We often think about testing as a question, either from the individual’s perspective—am I infected?—or from a public health perspective—how many new cases were there yesterday? However, our work has shown that testing can also be an answer by giving people the information they need to isolate and protect those around them. Critically, we’ve shown that when it comes to a fast-moving virus like SARS-CoV-2, getting information with low latency is more important than getting perfect information. This has led to the use of fast, frequent, and low-cost testing to be rolled out at scale to break transmission chains through population screening.
Vaccine prioritization, on the other hand, is difficult because it is easy to reason about using “common sense”: it makes sense to use the vaccine to protect the vulnerable. But, it also makes sense to use the vaccine to break down transmission and protect everyone. When common-sense approaches lead to opposing conclusions, that’s a good indicator that common sense isn’t a good way to make decisions. Instead, our modeling work has shown that for the rates of viral spread, and the pace of vaccine rollout worldwide, that after front-line healthcare workers, early doses should be prioritized to older adults who are more vulnerable if the goal is to minimize mortality and years of life lost.
My group focuses on developing methods of networks, dynamical systems, and statistical inference, to solve problems in biological and social systems. We have one foot in CU Boulder’s BioFrontiers Institute and the other foot in the Department of Computer Science, and so we try to keep a tight loop between data and theory, and learn a lot from confronting models and algorithms with real problems.

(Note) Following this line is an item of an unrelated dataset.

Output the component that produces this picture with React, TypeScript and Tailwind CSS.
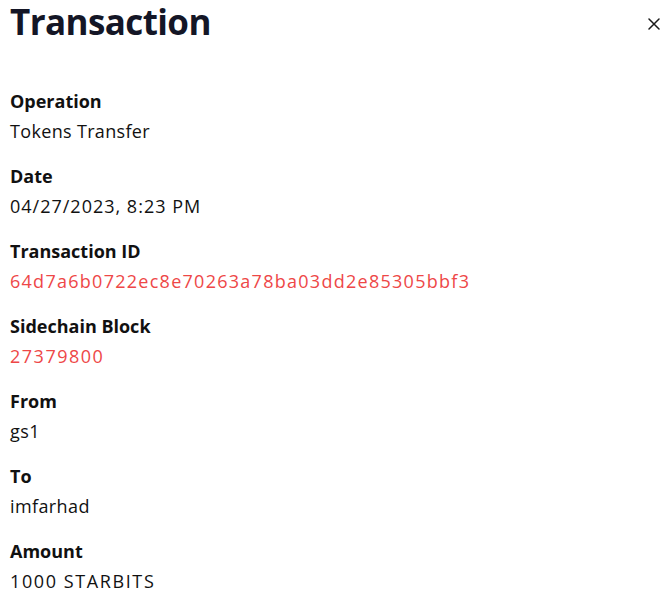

In biological systems, we focus on the spread and evolution of infectious disease. In spite of shifted focus toward COVID modeling and seroepidemiology to meet the needs of the current moment, we focus on the malaria parasite P. falciparum which evolves rapidly to evade the human immune system. Our goal is to understand the interplay between parasite evolution and human immunity, and its implications for parasite virulence, population structure, and epidemiology. In social systems, we focus on understanding the patterns and processes that define the ecosystem of scientific research and discovery, including analyses of faculty hiring and patterns in publication rates. Our goal is to combine rigorous computation, ecological theory, and social science to understand how the scientific community can be made more equitable and more productive.
After a B.S. in Chemical Engineering from Washington University in St. Louis, and a couple years in industry, I started an M.S. in Applied Mathematics at University of Colorado Boulder, where I got hooked on research on dynamical systems and complex networks, and I went on to finish a PhD in Applied Mathematics at the University of Colorado. I then took a postdoc fellowship at the Center for Communicable Disease Dynamics at the Harvard T. H. Chan School of Public Health, where I worked on network models for malaria parasite epidemiology. After that, I was an Omidyar Fellow at the Santa Fe Institute, where I started thinking about social systems, complex networks, and inference more rigorously, before joining the faculty at the CU Boulder’s Department of Computer Science and BioFrontiers Institute in 2017. My work now basically combines the mathematics, epidemiology, and complex systems from each of these previous stages. One thing I love about CU Boulder’s CS Department and BioFrontiers Institute is that there’s a strong and supportive home for interdisciplinary groups like mine.